**EXERCISE DESCRIPTION:**
Locate the string "components" throughout the material and copy every line in which it occurs.
════════════════════
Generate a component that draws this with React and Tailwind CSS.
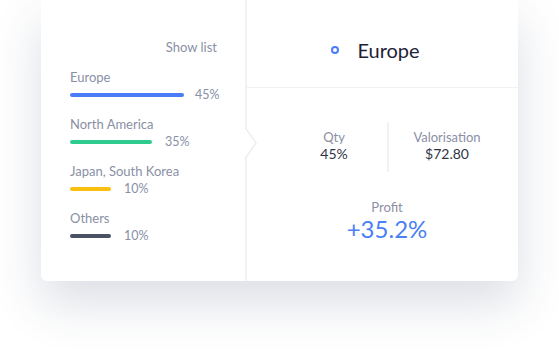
import React from 'react'

const regions = [
  { name: 'Europe', pct: 45, width: 114, color: 'bg-[#4a7cf7]', gap: 'ml-[11px]' },
  { name: 'North America', pct: 35, width: 82, color: 'bg-[#2fcb8e]', gap: 'ml-[13px]' },
  { name: 'Japan, South Korea', pct: 10, width: 41, color: 'bg-[#fbbf10]', gap: 'ml-[13px]' },
  { name: 'Others', pct: 10, width: 41, color: 'bg-[#4b5266]', gap: 'ml-[13px]' },
]

function RegionRow({ region }) {
  return (
    <div className="flex flex-col">
      <span className="text-[13px] leading-4 text-[#8a8fa5]">{region.name}</span>
      <div className="mt-[2px] flex h-4 items-center">
        <div className={`h-[4px] shrink-0 rounded-full ${region.color}`} style={{ width: region.width }} />
        <span className={`${region.gap} shrink-0 text-[12.5px] leading-4 text-[#8a8fa5]`}>{region.pct}%</span>
      </div>
    </div>
  )
}

export default function App() {
  return (
    <div
      className="h-[357px] w-[559px] overflow-hidden bg-white"
      style={{ fontFamily: 'Lato, "Open Sans", sans-serif' }}
    >
      <div className="ml-[41px] flex h-[281px] w-[477px] rounded-b-md bg-white shadow-[0_22px_48px_rgba(40,60,95,0.17)]">
        {/* left panel */}
        <div className="relative w-[206px] shrink-0 border-r-2 border-[#f1f2f5] pl-[29px] pr-[28px] pt-[39px]">
          <div className="text-right text-[13px] leading-4 text-[#8a8fa5]">Show list</div>
          <div className="mt-[14px] flex flex-col gap-[13px]">
            {regions.map((r) => (
              <RegionRow key={r.name} region={r} />
            ))}
          </div>
          <svg
            className="absolute right-[-13px] top-[127px]"
            width="14"
            height="32"
            viewBox="0 0 14 32"
          >
            <polygon points="0,0 12,16 0,32" fill="#ffffff" />
            <polyline points="1,0 12,16 1,32" fill="none" stroke="#eceef2" strokeWidth="1.5" />
          </svg>
        </div>

        {/* right panel */}
        <div className="flex flex-1 flex-col">
          <div className="flex h-[88px] items-center justify-center border-b border-[#eef0f3] pt-3 pr-[14px]">
            <span className="h-[8px] w-[8px] rounded-full border-2 border-[#4a7cf7]" />
            <span className="ml-[18px] text-[20px] leading-6 text-[#1d2236]">Europe</span>
          </div>

          <div className="mt-[34px] ml-[34px] flex h-[50px]">
            <div className="flex w-[106px] flex-col items-center pt-[7px]">
              <span className="text-[13px] leading-4 text-[#8a8fa5]">Qty</span>
              <span className="text-[14px] leading-[18px] text-[#2f3443]">45%</span>
            </div>
            <div className="flex w-[118px] flex-col items-center border-l-2 border-[#f1f2f5] pt-[7px]">
              <span className="text-[13px] leading-4 text-[#8a8fa5]">Valorisation</span>
              <span className="text-[14px] leading-[18px] text-[#2f3443]">$72.80</span>
            </div>
          </div>

          <div className="mt-[27px] ml-[34px] flex w-[212px] flex-col items-center">
            <span className="text-[13px] leading-4 text-[#8a8fa5]">Profit</span>
            <span className="text-[24px] leading-[28px] text-[#4a80f6]">+35.2%</span>
          </div>
        </div>
      </div>
    </div>
  )
}
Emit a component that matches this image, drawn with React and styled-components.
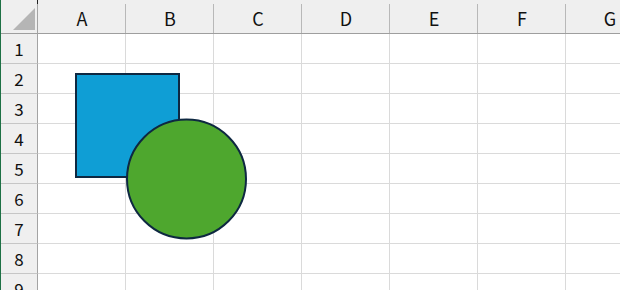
import styled, { createGlobalStyle } from "styled-components";

const GlobalStyle = createGlobalStyle`
  html, body {
    margin: 0;
    padding: 0;
    background: #ffffff;
    overflow: hidden;
  }
  body {
    font-family: "Noto Sans CJK JP", "Liberation Sans", sans-serif;
  }
`;

const COLS = ["A", "B", "C", "D", "E", "F", "G"];
const ROWS = [1, 2, 3, 4, 5, 6, 7, 8, 9];

const Sheet = styled.div`
  position: relative;
  width: 620px;
  height: 290px;
  overflow: hidden;
  border-left: 1px solid #1e7145;
  box-sizing: border-box;
`;

const Grid = styled.div`
  display: grid;
  grid-template-columns: 37px repeat(${COLS.length}, 88px);
  grid-template-rows: 34px repeat(${ROWS.length}, 30px);
`;

const Corner = styled.div`
  position: relative;
  background: #efefef;
  border-right: 1px solid #a3a3a3;
  border-bottom: 1px solid #9e9e9e;
  box-sizing: border-box;
  display: flex;
  align-items: flex-end;
  justify-content: flex-end;
  padding: 0 2px 3px 0;

  &::before {
    content: "";
    position: absolute;
    right: -1px;
    top: 0;
    width: 1px;
    height: 4px;
    background: #202020;
  }
`;

const ColHead = styled.div`
  position: relative;
  background: #efefef;
  border-bottom: 1px solid #9e9e9e;
  box-sizing: border-box;
  display: flex;
  align-items: center;
  justify-content: center;
  padding-top: 2px;
  font-size: 18px;
  color: #111111;

  &::after {
    content: "";
    position: absolute;
    right: 0;
    top: 4px;
    bottom: 0;
    width: 1px;
    background: #b8b8b8;
  }
`;

const RowHead = styled.div`
  background: #efefef;
  border-right: 1px solid #a3a3a3;
  border-bottom: 1px solid #c6c6c6;
  box-sizing: border-box;
  display: flex;
  align-items: center;
  justify-content: center;
  font-size: 17px;
  color: #111111;
`;

const Cell = styled.div`
  border-right: 1px solid #dadada;
  border-bottom: 1px solid #dadada;
  box-sizing: border-box;
  background: #ffffff;
`;

const Shapes = styled.svg`
  position: absolute;
  left: -1px;
  top: 0;
  pointer-events: none;
`;

export default function App() {
  return (
    <>
      <GlobalStyle />
      <Sheet>
        <Grid>
          <Corner>
            <svg width="22" height="22" viewBox="0 0 22 22">
              <polygon points="22,0 22,22 0,22" fill="#b5b5b5" />
            </svg>
          </Corner>
          {COLS.map((c) => (
            <ColHead key={c}>{c}</ColHead>
          ))}
          {ROWS.map((r) => [
            <RowHead key={"h" + r}>{r}</RowHead>,
            ...COLS.map((c) => <Cell key={c + r} />),
          ])}
        </Grid>
        <Shapes width="620" height="290">
          <rect x="76" y="74" width="103" height="103" fill="#0f9ed5" stroke="#0e2841" strokeWidth="2" />
          <circle cx="186.5" cy="179" r="59.5" fill="#4ea72e" stroke="#0e2841" strokeWidth="2" />
        </Shapes>
      </Sheet>
    </>
  );
}
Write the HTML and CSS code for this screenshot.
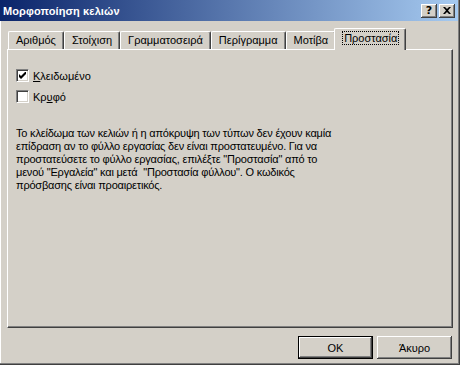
FILE: index.html
```html
<!DOCTYPE html>
<html lang="el">
<head>
    <meta charset="UTF-8" />
    <title>Μορφοποίηση κελιών</title>
    <link rel="stylesheet" href="styles.css">
</head>
<body>
    <div class="window">
        <div class="titlebar">
            <span class="title">Μορφοποίηση κελιών</span>
            <div class="title-btns">
                <button class="cap-btn">?</button>
                <button class="cap-btn">
                    <svg width="8" height="7" viewBox="0 0 8 7"><path d="M0 0h2l2 2 2-2h2L5 3.5 8 7H6L4 5 2 7H0l3-3.5z" fill="#000"/></svg>
                </button>
            </div>
        </div>
        <div class="body">
            <div class="tabs">
                <div class="tab">Αριθμός</div>
                <div class="tab">Στοίχιση</div>
                <div class="tab">Γραμματοσειρά</div>
                <div class="tab">Περίγραμμα</div>
                <div class="tab">Μοτίβα</div>
                <div class="tab active"><span class="focus">Προστασία</span></div>
            </div>
            <div class="panel">
                <label class="check">
                    <span class="box">
                        <svg width="7" height="7" viewBox="0 0 7 7"><path d="M0 2v3l2 2 5-5V-1L2 4z" fill="#000"/></svg>
                    </span>
                    <span><u>Κ</u>λειδωμένο</span>
                </label>
                <label class="check">
                    <span class="box"></span>
                    <span>Κρ<u>υ</u>φό</span>
                </label>
                <p class="note">Το κλείδωμα των κελιών ή η απόκρυψη των τύπων δεν έχουν καμία<br>
                    επίδραση αν το φύλλο εργασίας δεν είναι προστατευμένο. Για να<br>
                    προστατεύσετε το φύλλο εργασίας, επιλέξτε "Προστασία" από το<br>
                    μενού "Εργαλεία" και μετά &nbsp;"Προστασία φύλλου". Ο κωδικός<br>
                    πρόσβασης είναι προαιρετικός.</p>
            </div>
            <div class="actions">
                <button class="btn default">OK</button>
                <button class="btn">Άκυρο</button>
            </div>
        </div>
    </div>
</body>
</html>
```

FILE: styles.css
```css
* {
    box-sizing: border-box;
}
body {
    margin: 0;
    font-family: Tahoma, "Liberation Sans", Arial, sans-serif;
    font-size: 11px;
    color: #000;
    background: #d4d0c8;
}
.window {
    width: 460px;
    height: 365px;
    background: #d4d0c8;
    border-right: 1px solid #404040;
    border-bottom: 1px solid #404040;
    box-shadow: inset -1px -1px 0 #808080, inset 1px 0 0 #ffffff;
    display: flex;
    flex-direction: column;
}
.titlebar {
    height: 21px;
    margin-right: 1px;
    background: linear-gradient(to right, #0a246a, #a6caf0);
    display: flex;
    align-items: center;
    justify-content: space-between;
    padding: 0 3px 0 3px;
}
.title {
    color: #fff;
    font-weight: bold;
    font-size: 11px;
    letter-spacing: 0.1px;
}
.title-btns {
    display: flex;
    gap: 2px;
}
.cap-btn {
    width: 16px;
    height: 14px;
    padding: 0;
    background: #d4d0c8;
    border: none;
    box-shadow: inset -1px -1px 0 #404040, inset 1px 1px 0 #fff, inset -2px -2px 0 #808080;
    font-family: "DejaVu Sans", sans-serif;
    font-weight: bold;
    font-size: 11px;
    line-height: 14px;
    display: flex;
    align-items: center;
    justify-content: center;
}
.body {
    flex: 1;
    padding: 7px 6px 0 7px;
    display: flex;
    flex-direction: column;
}
.tabs {
    display: flex;
    align-items: flex-end;
    height: 21px;
    padding-left: 1px;
    position: relative;
    z-index: 1;
}
.tab {
    height: 18px;
    padding: 2px 7px 0 7px;
    border-top: 1px solid #fff;
    border-left: 1px solid #fff;
    border-right: 1px solid #404040;
    border-radius: 2px 2px 0 0;
    box-shadow: inset -1px 0 0 #808080;
    white-space: nowrap;
}
.tab.active {
    margin: 0 -2px -1px -2px;
    padding: 3px 7px 0 8px;
    background: #d4d0c8;
    height: 22px;
}
.focus {
    outline: 1px dotted #000;
    padding: 0 1px;
}
.panel {
    height: 279px;
    border-top: 1px solid #fff;
    border-left: 1px solid #fff;
    border-right: 1px solid #404040;
    border-bottom: 1px solid #404040;
    box-shadow: inset -1px -1px 0 #808080;
    padding: 19px 8px 0 8px;
}
.check {
    display: flex;
    align-items: center;
    gap: 4px;
    height: 13px;
    margin-bottom: 8px;
}
.box {
    width: 13px;
    height: 13px;
    background: #fff;
    border-top: 1px solid #808080;
    border-left: 1px solid #808080;
    border-right: 1px solid #fff;
    border-bottom: 1px solid #fff;
    box-shadow: inset 1px 1px 0 #404040, inset -1px -1px 0 #d4d0c8;
    display: flex;
    align-items: center;
    justify-content: center;
}
.note {
    margin: 24px 0 0 0;
    line-height: 13px;
    letter-spacing: -0.2px;
    white-space: nowrap;
}
.actions {
    display: flex;
    justify-content: flex-end;
    gap: 4px;
    padding: 8px 1px 0 0;
}
.btn {
    width: 75px;
    height: 23px;
    padding: 0;
    font-family: inherit;
    font-size: 11px;
    background: #d4d0c8;
    border: none;
    box-shadow: inset -1px -1px 0 #404040, inset 1px 1px 0 #fff, inset -2px -2px 0 #808080;
}
.btn.default {
    border: 1px solid #000;
}
```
════════════════════
**RESPONSE TO THE EXERCISE:**
Emit a component that matches this image, drawn with React and styled-components.
import styled, { createGlobalStyle } from "styled-components";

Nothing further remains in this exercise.